In our new video, Avi Lewis explains how Canada’s corporate class has gotten rich off public handouts from their friends in government.

Transcript:

“Welfare bums”. It’s a term that right wing politicians use to vilify some of the most vulnerable people in society. Much of the time, it’s also a racist dog whistle.

But the “welfare bum,” or the “welfare queen” is not just an ugly smear – it’s a central part of North America’s economic mythology – an invented story that has real-world impacts on all of us.

It goes like this. #1 The poor need to pull themselves up by their bootstraps. #2. they’re freeloaders who are dragging down the the rest of us: we can’t afford to support people who can’t support themselves.

Now the word “bum” may have lost some of its edge over the decades, but the victim-blaming it represents is still a key feature of modern capitalism: if you’re exploited, discarded, or marginalized, it’s your own damn fault.

Back in the 1970s, when my grandfather David Lewis was the leader of the Federal NDP, he set out to turn that story on its head. He coined the term “corporate welfare bums.”

That put the blame for inequality and poverty where it truly belongs: with big corporations, who were accumulating wealth and power with the eager help of their friends in government.

As David once put it, “Governments and big business are holding hands – in your pocket.”

In response, he called for “an all-in peoples movement” to tilt the scales in favour of the majority and strip money and power away from the corporate welfare bums.

That phrase struck a chord, and helped bring Prime Minister Pierre Trudeau down to earth with a minority government in 1972. But it didn’t stop the actual phenomenon.

In fact, corporations, their owners, and executives were just beginning to feast on the riches of the state. It was the most audacious transfer of wealth in living memory.

Corporate taxes were cut, and cut, and cut again.
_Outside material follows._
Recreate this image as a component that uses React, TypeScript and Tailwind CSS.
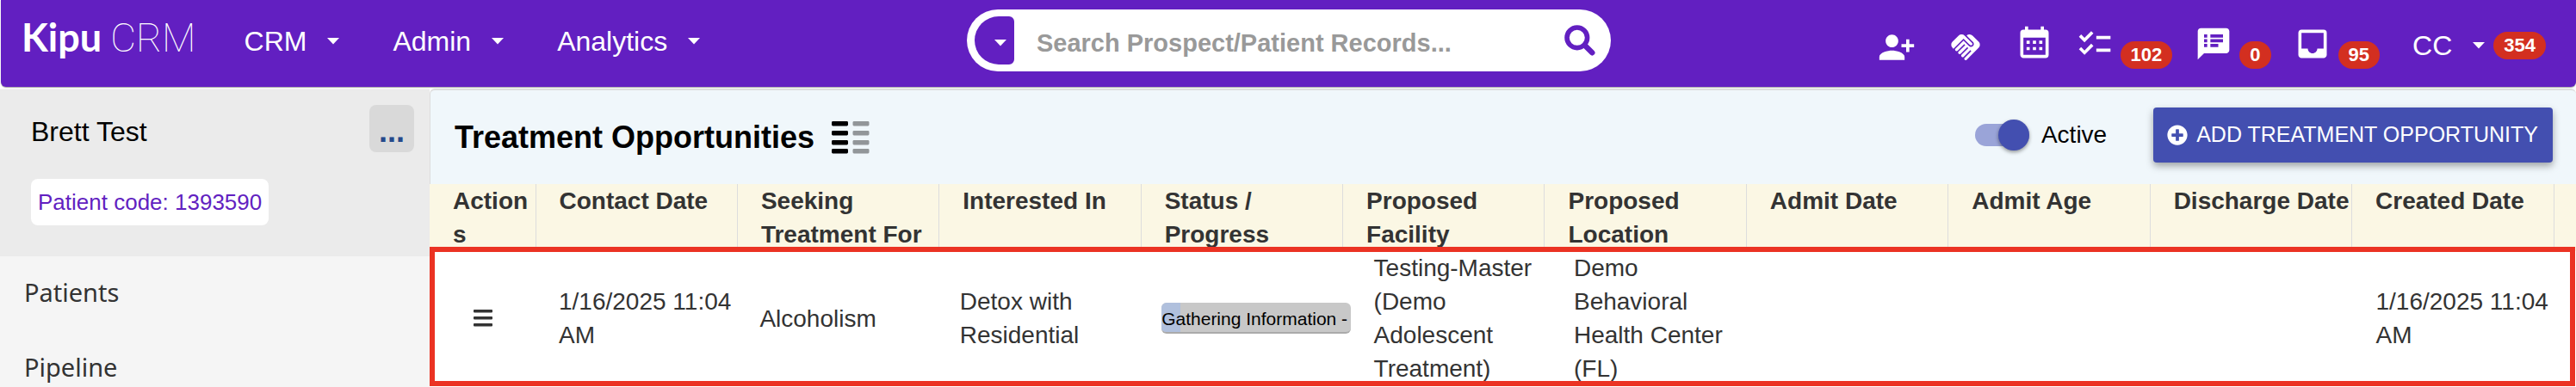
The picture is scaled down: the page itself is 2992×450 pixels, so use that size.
import type { ReactNode } from "react";
import { MdChecklist, MdHandshake, MdInbox, MdPersonAddAlt1, MdSpeakerNotes } from "react-icons/md";
import { FaPlusCircle } from "react-icons/fa";

const MENUS = ["CRM", "Admin", "Analytics"];

const COLUMNS = [
  "Contact Date",
  "Seeking Treatment For",
  "Interested In",
  "Status / Progress",
  "Proposed Facility",
  "Proposed Location",
  "Admit Date",
  "Admit Age",
  "Discharge Date",
  "Created Date",
];

function Caret() {
  return (
    <svg viewBox="0 0 14 8" className="h-2 w-3.5 shrink-0 fill-white" aria-hidden="true">
      <path d="M0 0h14L7 7.5z" />
    </svg>
  );
}

function Badge({ children }: { children: ReactNode }) {
  return (
    <span className="flex h-8 items-center rounded-full bg-[#d32f20] px-3 text-[22px] font-bold leading-8 text-white">
      {children}
    </span>
  );
}

function CalendarIcon() {
  return (
    <svg viewBox="0 0 24 24" className="size-11 fill-white" aria-hidden="true">
      <path d="M9,10V12H7V10H9M13,10V12H11V10H13M17,10V12H15V10H17M19,3A2,2 0 0,1 21,5V19A2,2 0 0,1 19,21H5C3.89,21 3,20.1 3,19V5A2,2 0 0,1 5,3H6V1H8V3H16V1H18V3H19M19,19V8H5V19H19M9,14V16H7V14H9M13,14V16H11V14H13M17,14V16H15V14H17Z" />
    </svg>
  );
}

function SearchIcon() {
  return (
    <svg viewBox="0 0 36 36" className="size-9" fill="none" stroke="#621fc1" aria-hidden="true">
      <circle cx="14.8" cy="14.8" r="11.8" strokeWidth="5.6" />
      <path d="M23.5 23.5l8.8 8.8" strokeWidth="6.4" strokeLinecap="round" />
    </svg>
  );
}

function ColumnsIcon() {
  return (
    <svg viewBox="0 0 44 38" className="h-[38px] w-11" aria-hidden="true">
      {[0, 11, 22, 32].map((y) => (
        <g key={y}>
          <rect x="0" y={y} width="19" height="5.4" rx="1.4" fill="#000" />
          <rect x="24.5" y={y} width="19" height="5.4" rx="1.4" fill="#929699" />
        </g>
      ))}
    </svg>
  );
}

function TopBar() {
  return (
    <header className="ml-px flex h-[101px] items-start justify-between rounded-b-md bg-[#621fc1] pl-6 pr-[35px] text-white shadow-[0_1px_1px_rgba(0,0,0,0.35)]">
      <div className="flex items-start">
        <a href="#home" className="flex items-baseline gap-2.5 pt-4 leading-[54px]">
          <span className="font-[Lato] text-[45px] font-bold">Kipu</span>
          <span className="font-[Roboto] text-[46px] font-thin">CRM</span>
        </a>
        <nav className="flex gap-[62px] pl-14 pt-7">
          {MENUS.map((menu) => (
            <button key={menu} type="button" className="flex items-center gap-6 text-[32px] leading-10">
              {menu}
              <Caret />
            </button>
          ))}
        </nav>
      </div>

      <form className="mt-[11px] flex h-[72px] w-[748px] items-center rounded-full bg-white pl-[9px] pr-[18px]">
        <button
          type="button"
          aria-label="Search scope"
          className="flex h-14 w-[46px] shrink-0 items-center justify-end rounded-l-[28px] rounded-r-md bg-[#621fc1] pr-[9px] pt-1.5"
        >
          <Caret />
        </button>
        <input
          type="text"
          aria-label="Search Prospect/Patient Records"
          placeholder="Search Prospect/Patient Records..."
          className="h-14 min-w-0 flex-1 bg-transparent px-[26px] pt-1.5 text-[29px] font-bold text-[#333] outline-none placeholder:text-[#999]"
        />
        <button type="submit" aria-label="Search">
          <SearchIcon />
        </button>
      </form>

      <div className="flex items-start gap-[26px] pt-[29px]">
        <div className="flex gap-9 pr-2.5 pt-1">
          <a href="#add-contact" aria-label="Add contact">
            <MdPersonAddAlt1 className="size-11" />
          </a>
          <a href="#referrals" aria-label="Referrals" className="flex size-11 items-center justify-center">
            <MdHandshake className="size-10" />
          </a>
        </div>
        <a href="#calendar" aria-label="Calendar">
          <CalendarIcon />
        </a>
        <a href="#tasks" aria-label="Tasks" className="flex items-start gap-2">
          <MdChecklist className="size-11" />
          <span className="pt-[19px]">
            <Badge>102</Badge>
          </span>
        </a>
        <a href="#messages" aria-label="Messages" className="flex items-start gap-2">
          <MdSpeakerNotes className="size-11" />
          <span className="pt-[19px]">
            <Badge>0</Badge>
          </span>
        </a>
        <a href="#inbox" aria-label="Inbox" className="flex items-start gap-2">
          <MdInbox className="size-11" />
          <span className="pt-[19px]">
            <Badge>95</Badge>
          </span>
        </a>
        <button type="button" className="flex items-center pl-3 pt-1 text-[32px] leading-10">
          CC
          <span className="flex items-center gap-2.5 pl-6">
            <Caret />
            <Badge>354</Badge>
          </span>
        </button>
      </div>
    </header>
  );
}

function Sidebar() {
  return (
    <aside className="w-[499px] shrink-0 bg-[#f5f5f5] pb-3">
      <section className="h-[194px] bg-[#ebebeb] pl-9 pr-[18px] pt-[18px]">
        <div className="flex items-center justify-between">
          <h2 className="pt-1.5 text-[32px] leading-10 text-black">Brett Test</h2>
          <button
            type="button"
            aria-label="More"
            className="flex h-[55px] w-[52px] items-center justify-center rounded-lg bg-[#d9d9d9] pt-1.5 text-4xl font-bold text-[#25498b]"
          >
            ...
          </button>
        </div>
        <p className="mt-[31px] w-fit rounded-lg bg-white px-2 text-[26px] leading-[54px] text-[#621fc1]">
          Patient code: 1393590
        </p>
      </section>
      <nav className="flex flex-col gap-[47px] pl-7 pt-[22px] font-['Noto_Sans'] text-[29px] leading-10 text-[#333]">
        <a href="#patients">Patients</a>
        <a href="#pipeline">Pipeline</a>
      </nav>
    </aside>
  );
}

function PanelHeading() {
  return (
    <div className="flex h-[111px] items-center justify-between rounded-t-md border-l border-t-2 border-[#ddd] bg-[#f0f7fb] pl-7 pr-[27px]">
      <div className="flex items-center gap-5">
        <h1 className="text-4xl font-bold leading-[52px] text-black">Treatment Opportunities</h1>
        <button type="button" aria-label="Choose columns">
          <ColumnsIcon />
        </button>
      </div>
      <div className="flex items-center gap-[54px] pb-1.5">
        <label className="flex items-center gap-3.5 text-[28px] leading-9 text-black">
          <input type="checkbox" role="switch" defaultChecked className="peer sr-only" />
          <span className="flex h-[26px] w-[63px] items-center justify-end rounded-full bg-[#9aa4d8]">
            <span className="size-9 shrink-0 rounded-full bg-[#434fb0] shadow-[0_2px_4px_rgba(0,0,0,0.4)]" />
          </span>
          Active
        </label>
        <button
          type="button"
          className="flex h-16 items-center gap-2.5 rounded bg-[#434fb0] pl-4 pr-[17px] text-[25px] text-white shadow-[0_4px_8px_rgba(0,0,0,0.35)]"
        >
          <FaPlusCircle className="size-6" />
          ADD TREATMENT OPPORTUNITY
        </button>
      </div>
    </div>
  );
}

function StatusBar() {
  return (
    <div className="relative h-9 w-[220px] overflow-hidden rounded-md border-b-2 border-[#aaa] bg-[#c8c8c8]">
      <div className="h-9 w-[10%] bg-[#b0c0dd]" />
      <span className="absolute inset-0 whitespace-nowrap text-[21px] leading-[38px] text-black">
        Gathering Information -
      </span>
    </div>
  );
}

function OpportunitiesTable() {
  return (
    <div className="relative">
      <table className="w-full table-fixed border-collapse text-[28px] leading-[39px] text-[#333]">
        <colgroup>
          <col className="w-[123px]" />
          {COLUMNS.map((name) => (
            <col key={name} />
          ))}
          <col className="w-[26px]" />
        </colgroup>
        <thead>
          <tr className="bg-[#fbf7e4] text-left align-top">
            <th className="break-words p-0 pl-[27px] pr-1">Actions</th>
            {COLUMNS.map((name) => (
              <th key={name} className="border-l border-[#ddd] p-0 pl-[27px]">
                {name}
              </th>
            ))}
            <th className="border-l border-[#ddd] p-0" />
          </tr>
        </thead>
        <tbody>
          <tr className="bg-white">
            <td className="p-0 pl-[51px]">
              <button type="button" aria-label="Row actions" className="block">
                <svg viewBox="0 0 22 20" className="h-5 w-[22px] fill-[#333]" aria-hidden="true">
                  <rect x="0" y="0" width="22" height="3.4" rx="0.8" />
                  <rect x="0" y="8" width="22" height="3.4" rx="0.8" />
                  <rect x="0" y="16" width="22" height="3.4" rx="0.8" />
                </svg>
              </button>
            </td>
            <td className="p-0 pl-[27px]">1/16/2025 11:04 AM</td>
            <td className="p-0 pl-[26px]">Alcoholism</td>
            <td className="p-0 pl-6">Detox with Residential</td>
            <td className="p-0 pl-6">
              <StatusBar />
            </td>
            <td className="p-0 pl-9">Testing-Master (Demo Adolescent Treatment)</td>
            <td className="p-0 pl-[34px]">Demo Behavioral Health Center (FL)</td>
            <td />
            <td />
            <td />
            <td className="p-0 pl-7">1/16/2025 11:04 AM</td>
            <td />
          </tr>
        </tbody>
      </table>
      <div className="pointer-events-none absolute -bottom-px left-0 right-px top-[73px] border-6 border-[#eb3323]" />
    </div>
  );
}

export default function App() {
  return (
    <div className="bg-white font-['Liberation_Sans',Arial,sans-serif]">
      <TopBar />
      <div className="flex pt-0.5">
        <div className="flex shrink-0 bg-[#f5f5f5] pt-px">
          <Sidebar />
        </div>
        <main className="min-w-0 flex-1">
          <PanelHeading />
          <OpportunitiesTable />
        </main>
      </div>
    </div>
  );
}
Of course that meant that working people paid a higher and higher proportion of what the government brought in.

And that public revenue, as David meticulously highlighted, was then poured into the mushrooming coffers of corporations.

From oil companies to real estate developers, from mining to logging and more — they got billions in handouts, publicly funded R&D, and the right to rip resources out of Indigenous lands.
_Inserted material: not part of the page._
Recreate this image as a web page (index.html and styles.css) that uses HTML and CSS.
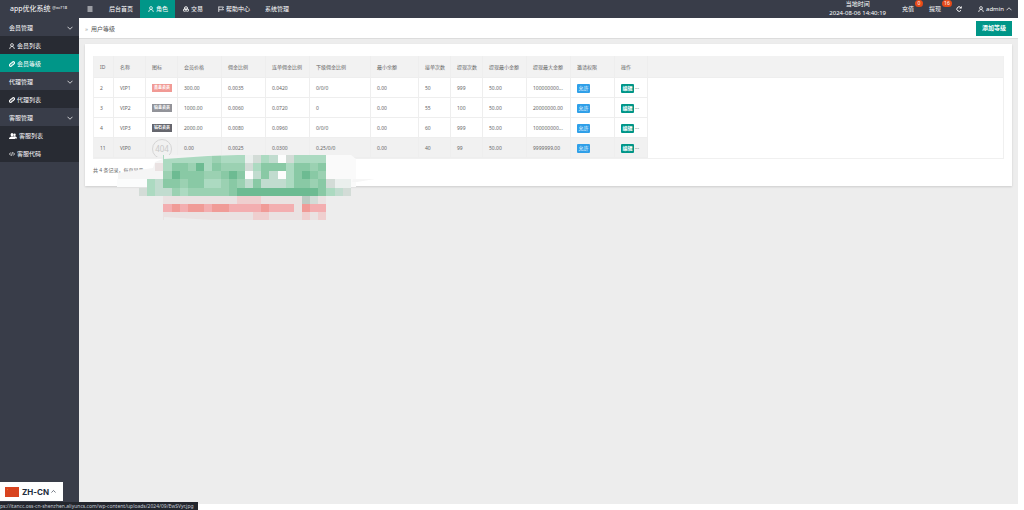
FILE: index.html
```
<!DOCTYPE html>
<html lang="zh-CN">
<head>
<meta charset="utf-8">
<title>app优化系统</title>
<link rel="stylesheet" href="styles.css">
</head>
<body>
<svg class="defs" aria-hidden="true">
  <symbol id="user" viewBox="0 0 12 12"><circle cx="6" cy="4" r="2.8"/><path d="M1.5 12c0-3 1.5-5 4.500-5s4.500 2 4.500 5"/></symbol>
  <symbol id="down" viewBox="0 0 12 12"><path d="M1 3.500l5 5 5-5"/></symbol>
  <symbol id="up" viewBox="0 0 12 12"><path d="M1 8.500l5-5 5 5"/></symbol>
  <symbol id="link" viewBox="0 0 12 12"><path stroke-width="2.200" d="M5 7.500a2 2 0 0 0 3 0l2.300-2.300a2 2 0 0 0-3.200-3.200L6 3M7 4.500a2 2 0 0 0-3 0L1.700 6.800a2 2 0 0 0 3.200 3.200L6 9"/></symbol>
  <symbol id="flag" viewBox="0 0 12 12"><path d="M1.500 1v11M1.500 2h9.500l-2 2.700 2 2.800H1.500"/></symbol>
  <symbol id="trade" viewBox="0 0 12 12"><path d="M6 .8l3 2-3 2-3-2zM3 3v3l3 2 3-2V3M6 5v3M3 5L.8 7v3L3 11.200 6 9.500l3 1.700L11.200 10V7L9 5M1 7.500h10"/></symbol>
</svg>
<div class="app">
  <header class="topbar">
    <h1 class="brand">app优化系统 <sup>@xv718</sup></h1>
    <nav class="topnav">
      <button class="menu" type="button" aria-label="菜单"><svg class="icon" viewBox="0 0 12 12"><path stroke-width="2" d="M1 2h10M1 6h10M1 10h10"/></svg></button>
      <a href="#">后台首页</a>
      <a href="#" class="active"><svg class="icon"><use href="#user"/></svg>角色</a>
      <a href="#"><svg class="icon"><use href="#trade"/></svg>交易</a>
      <a href="#"><svg class="icon"><use href="#flag"/></svg>帮助中心</a>
      <a href="#">系统管理</a>
    </nav>
    <div class="tools">
      <div class="clock"><span>当地时间</span><time>2024-08-06 14:40:19</time></div>
      <a href="#" class="notice">充值<b class="badge">0</b></a>
      <a href="#" class="notice">提现<b class="badge">16</b></a>
      <button type="button" class="refresh" aria-label="刷新"><svg class="icon" viewBox="0 0 12 12"><path stroke-width="2" d="M10 8.500A4.500 4.500 0 1 1 9.500 3"/><path fill="currentColor" stroke="none" d="M11.500 0v5.200H6.300z"/></svg></button>
      <a href="#" class="account"><svg class="icon"><use href="#user"/></svg>admin<svg class="icon"><use href="#up"/></svg></a>
    </div>
  </header>
  <div class="body">
    <aside class="sidebar">
      <a href="#" class="group">会员管理<svg class="icon"><use href="#down"/></svg></a>
      <a href="#"><svg class="icon"><use href="#user"/></svg>会员列表</a>
      <a href="#" class="active"><svg class="icon"><use href="#link"/></svg>会员等级</a>
      <a href="#" class="group">代理管理<svg class="icon"><use href="#down"/></svg></a>
      <a href="#"><svg class="icon"><use href="#link"/></svg>代理列表</a>
      <a href="#" class="group">客服管理<svg class="icon"><use href="#down"/></svg></a>
      <a href="#"><svg class="icon wide" viewBox="0 0 16 12"><g fill="currentColor" stroke="none"><circle cx="11" cy="3.500" r="2.500"/><path d="M8 11h8c0-3-2-4-4-4.500H9z"/><ellipse cx="6" cy="3.500" rx="2.800" ry="3.300"/><path d="M0 12c0-3 1.500-4 4.500-5h3c3 1 4.500 2 4.500 5z"/></g></svg>客服列表</a>
      <a href="#"><svg class="icon" viewBox="0 0 12 12"><path d="M3.500 3L1 6l2.500 3M8.500 3L11 6 8.500 9M7 2.500l-2 7"/></svg>客服代码</a>
    </aside>
    <main class="content">
      <div class="crumb"><h2><span>»</span>用户等级</h2><button type="button" class="add">添加等级</button></div>
      <section class="card">
        <div class="tablebox">
        <table>
          <colgroup><col class="c20"><col class="c32"><col class="c32"><col class="c44"><col class="c44"><col class="c44"><col class="c61"><col class="c48"><col class="c32"><col class="c32"><col class="c44"><col class="c44"><col class="c44"><col class="c33"><col></colgroup>
          <thead><tr><th>ID</th><th>名称</th><th>图标</th><th>会员价格</th><th>佣金比例</th><th>连单佣金比例</th><th>下级佣金比例</th><th>最小余额</th><th>接单次数</th><th>提现次数</th><th>提现最小金额</th><th>提现最大金额</th><th>邀请权限</th><th>操作</th><th></th></tr></thead>
          <tbody>
            <tr><td>2</td><td>VIP1</td><td><span class="level gold">黄金会员</span></td><td>300.00</td><td>0.0035</td><td>0.0420</td><td>0/0/0</td><td>0.00</td><td>50</td><td>999</td><td>50.00</td><td>100000000...</td><td><button type="button" class="allow">允许</button></td><td><button type="button" class="edit">编辑</button>...</td><td></td></tr>
            <tr><td>3</td><td>VIP2</td><td><span class="level silver">铂金会员</span></td><td>1000.00</td><td>0.0060</td><td>0.0720</td><td>0</td><td>0.00</td><td>55</td><td>100</td><td>50.00</td><td>20000000.00</td><td><button type="button" class="allow">允许</button></td><td><button type="button" class="edit">编辑</button>...</td><td></td></tr>
            <tr><td>4</td><td>VIP3</td><td><span class="level diamond">钻石会员</span></td><td>2000.00</td><td>0.0080</td><td>0.0960</td><td>0/0/0</td><td>0.00</td><td>60</td><td>999</td><td>50.00</td><td>100000000...</td><td><button type="button" class="allow">允许</button></td><td><button type="button" class="edit">编辑</button>...</td><td></td></tr>
            <tr class="hover"><td>11</td><td>VIP0</td><td><svg class="missing" viewBox="0 0 20 18"><circle cx="10" cy="10" r="9.500"/><text x="10" y="13" text-anchor="middle">404</text></svg></td><td>0.00</td><td>0.0025</td><td>0.0300</td><td>0.25/0/0</td><td>0.00</td><td>40</td><td>99</td><td>50.00</td><td>9999999.00</td><td><button type="button" class="allow">允许</button></td><td><button type="button" class="edit">编辑</button>...</td><td></td></tr>
          </tbody>
        </table>
        </div>
        <p class="pager">共 4 条记录，每页显示</p>
        <svg class="mosaic" viewBox="0 0 260 65" aria-hidden="true">
          <path fill="#f5f5f5" d="M1 18l35-5 2-6 10-4v29H1z"/>
          <path fill="#fbfcfc" d="M0 24h31v8H0z"/>
          <path fill="#fafafa" d="M209 0h25l5 4v28h-30z"/>
          <path fill="#f6f6f6" d="M236 24h22l-18 3h-5z"/>
          <g id="cells" shape-rendering="crispEdges"></g>
          <path fill="#f3f3f3" d="M47 0h74l-30 1-44 3z"/>
          <path fill="#ededed" d="M47 62l48 3H47z"/>
        </svg>
      </section>
    </main>
  </div>
</div>
<button type="button" class="lang"><svg class="cn" viewBox="0 0 14 10"><path fill="#d8431f" d="M0 0h14v10H0z"/><circle cx="2.500" cy="2.500" r=".7" fill="#e8702c"/></svg>ZH-CN<svg class="icon"><use href="#up"/></svg></button>
<div class="status">ps://itancc.oss-cn-shenzhen.aliyuncs.com/wp-content/uploads/2024/09/EwSVyr.jpg</div>
<script src="mosaic.js"></script>
</body>
</html>
```
FILE: styles.css
```
* { box-sizing: border-box; }
body { margin: 0; background: #fff; color: #666; font: 6px/10px "Noto Sans", "Noto Sans CJK SC", sans-serif; }
a { color: inherit; text-decoration: none; }
button { margin: 0; padding: 0; border: 0; background: none; color: inherit; font: inherit; }
h1, h2, p { margin: 0; font-weight: 400; }
.defs { display: none; }
.icon { width: 6px; height: 6px; flex: none; fill: none; stroke: currentColor; stroke-width: 1.5; overflow: visible; }
.icon.wide { width: 8px; }
.app { display: flex; flex-direction: column; min-height: calc(100vh - 6px); margin: 0 6px 6px 0; background: #ededed; }

.topbar { display: flex; height: 18px; background: #393d49; color: #fff; }
.brand { width: 79px; padding-left: 10px; font-size: 7px; line-height: 18px; white-space: nowrap; }
.brand sup { font-size: 4px; line-height: 0; vertical-align: 2px; }
.topnav { display: flex; }
.topnav a, .menu { display: flex; align-items: center; gap: 2px; padding: 0 8px; }
.topnav a { padding: 0 7px 0 8px; }
.menu { width: 22px; }
.topnav .active { background: #009688; }
.tools { display: flex; align-items: center; margin-left: auto; padding-right: 6px; }
.clock { display: flex; flex-direction: column; align-items: center; margin-right: 16px; line-height: 9px; }
.notice { position: relative; margin-right: 15px; }
.badge { position: absolute; left: 13px; top: -4px; min-width: 8px; padding: 0 2px; border-radius: 4px; background: #e64a19; font-size: 5px; font-weight: 400; line-height: 7px; text-align: center; }
.refresh { display: flex; margin-right: 16px; }
.account { display: flex; align-items: center; gap: 2px; }

.body { display: flex; flex: 1; }
.sidebar { width: 79px; background: #393d49; color: #fff; }
.sidebar a { display: flex; align-items: center; gap: 2px; height: 18px; padding: 1px 6px 0 9px; background: #282b33; }
.sidebar .group { justify-content: space-between; background: #393d49; }
.sidebar .active { background: #009688; }

.content { flex: 1; min-width: 0; }
.crumb { display: flex; align-items: center; justify-content: space-between; height: 21px; padding: 1px 6px 0; border-bottom: 1px solid #dcdcdc; background: #fff; }
.crumb h2 { font-size: 6px; color: #555; }
.crumb span { margin-right: 3px; color: #999; }
.add { padding: 0 6px; background: #009688; color: #fff; font-weight: 700; line-height: 15px; }
.card { position: relative; margin: 5px 6px 0; padding: 12px 8px 10px; background: #fff; box-shadow: 0 1px 2px #0002; font-size: 5px; }
.tablebox { border: 1px solid #f0f0f0; border-top: 0; }
table { width: 100%; table-layout: fixed; border-collapse: separate; border-spacing: 0; }
th, td { height: 20px; padding: 1px 0 0 6px; border-right: 1px solid #eee; border-bottom: 1px solid #eee; font-weight: 400; line-height: 9px; text-align: left; white-space: nowrap; }
th { height: 22px; background: #f2f2f2; }
th:last-child, td:last-child { border-right: 0; }
td:last-child { border-bottom: 0; background: #fff; }
.hover td:not(:last-child) { background: #f1f1f1; }
.c20 { width: 20px; }
.c32 { width: 32px; }
.c33 { width: 33px; }
.c44 { width: 44px; }
.c48 { width: 48px; }
.c61 { width: 61px; }
.level { display: block; width: 20px; color: #fff; font-size: 4px; font-weight: 700; line-height: 8px; text-align: center; }
.gold { background: #f19a95; }
.silver { background: #929399; }
.diamond { background: #65666d; }
.missing { display: block; width: 20px; height: 18px; fill: none; stroke: #d5d5d5; stroke-width: 1; }
.missing text { fill: #c8c8c8; stroke: none; font-size: 8px; }
.allow, .edit { width: 13px; height: 9px; border-radius: 1px; color: #fff; line-height: 9px; vertical-align: middle; }
.allow { background: #2f9fe8; }
.edit { margin-right: 1px; background: #009688; font-weight: 700; }
.pager { padding-top: 5px; line-height: 12px; }
.mosaic { position: absolute; left: 32px; top: 111px; width: 260px; height: 65px; }

.lang { position: fixed; left: 0; bottom: 9px; display: flex; align-items: center; gap: 2px; width: 63px; height: 19px; padding-left: 5px; background: #fff; color: #222c3c; font: 700 8px "Inter", sans-serif; }
.cn { width: 14px; height: 10px; margin-right: 1px; }
.lang .icon { width: 5px; height: 5px; }
.status { position: fixed; left: 0; bottom: 0; width: 198px; height: 8px; overflow: hidden; background: #23262d; color: #c3cbd4; font-size: 5px; line-height: 8px; white-space: nowrap; }
```
FILE: mosaic.js
```
const colors = {
  w: "#fdfdfd", l: "#eaefed", x: "#d3dcd7", g: "#c1dccf", b: "#acdac1",
  c: "#9bd1b2", d: "#89c9a5", e: "#6dbb92", k: "#bccbc3",
  n: "#eae2e2", q: "#efcfcf", r: "#f3aeb0", s: "#f09b97"
};
const rows = [
  "...bbbbbbcbbblxbgwxbbbb...",
  "..nbddcebdcccxbdddbddcd...",
  "...cedddccdedwgdgwbdedc...",
  ".bgddcddbbcdcgdgggbddcdxll",
  "xbggcbcccccdeeeeeeeeeedbgx",
  "...nnnnnnnnnqqqnnnnnkxn...",
  "...rsrssrssrrrrsrrrnsrr...",
  "...nnnnnnnnnnnqqnnnnqnq..."
];
const cells = document.getElementById("cells");
const size = 8.15;
rows.forEach((row, y) => {
  [...row].forEach((key, x) => {
    if (!colors[key]) return;
    const cell = document.createElementNS("http://www.w3.org/2000/svg", "rect");
    cell.setAttribute("x", 22 + x * size);
    cell.setAttribute("y", y * size);
    cell.setAttribute("width", size);
    cell.setAttribute("height", size);
    cell.setAttribute("fill", colors[key]);
    cells.append(cell);
  });
});
```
Today, you gotta think David’s rolling over in his grave: we’ve gone from corporate welfare to straight-up corporate kleptocracy.

And, as the corporate welfare state has swollen, our social welfare state has shrivelled – with Canada dropping near the bottom of industrialized countries on social spending.

So what do we get for those billions in handouts and tax breaks? We’re told that businesses will use them to stimulate the economy and create more jobs. But a singular feature of corporate welfare is that it’s almost always free of any conditions to ensure those benefits actually occur.

Think of the biggest bailouts in recent memory – Tory and Liberal governments giving billions to General Motors or Bombardier – only to see those companies pad their executives bonuses, layoff employees, and move their plants out of the country anyway.

The bonzana never seems to end — the era of COVID-19 has seen the corporate welfare state go into overdrive.

Canada’s biggest companies – like SNC-Lavalin, Imperial Oil, CN Rail – have received billions intended for emergency wage subsidies – and turned around and paid out huge dividends to shareholders.

In 2020 the federal government announced $18 billion in support to the oil and gas sector alone – a figure that would have made even my grandfather speechless. And that almost never happened.

Meanwhile, a quarter of a million households have been unable to make their rent or mortgage payments.

If David Lewis were alive today, he’d say: we’re overdue for a reckoning. We’ve got to pry apart the hands of government and big business — and get them out of our pockets.

Let’s make Canada’s largest corporations pay more taxes, end their handouts, and start funnneling resources to the needs of the many, not the few.

The wealth we create as a society could fund affordable green housing, zero-emissions transit and care for our neighbors and elders — creating public luxury, rather than private opulence.

All we have to do now is build that all-in peoples’ movement — and let the corporate bums know it’s payback time.